Common practice uses a 1% (100 basis point) shock, though 0.5% or 0.1% are also valid depending on your precision requirements and market conditions. A larger shock may better capture non-linearity but assumes the relationship remains stable over wider ranges. A smaller shock is more precise for small moves but may be sensitive to rounding. Use the differential that matches your intended holding period and the volatility you expect in yields.

Can convexity alone predict bond price movements?

No. Convexity works best as part of a broader framework. The approximation assumes a parallel yield shift, ignoring credit spread changes, liquidity dry-ups, and curve reshaping.
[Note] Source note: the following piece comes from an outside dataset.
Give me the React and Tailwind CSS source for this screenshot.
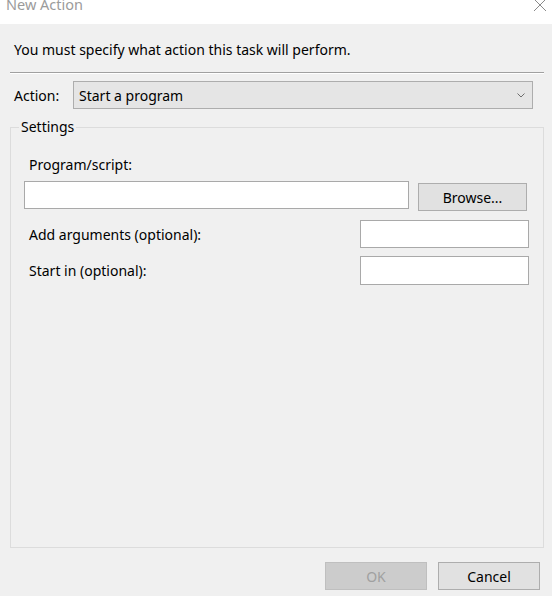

In normal markets with small yield moves, duration plus convexity gives a good estimate. In stressed conditions—credit crises, flight-to-quality rallies, or policy shocks—actual prices often diverge. Always use convexity alongside stress testing, scenario analysis, and credit fundamentals.

How do you interpret a convexity value of 75?

A convexity of 75 means that for every 1% change in yield, the convexity effect adds approximately 0.75 × (1%)² = 0.0075 or 0.75% to your duration-based price estimate. If duration is 7 and yields rise 2%, duration predicts a −14% price move; convexity adds back roughly 0.75 × 4 = 3%, so the actual move is closer to −11%. Higher convexity amplifies this correction, making it especially important for large or volatile moves.

Should I use effective convexity or modified convexity?

Effective convexity is the standard for bonds with embedded options because it reflects actual price changes when yields shift, accounting for any embedded option behaviour. Modified convexity, derived from the bond's yield curve and maturity, works well for vanilla (non-callable) bonds but misses the options' effects. For callable, putable, or convertible bonds, always use effective convexity.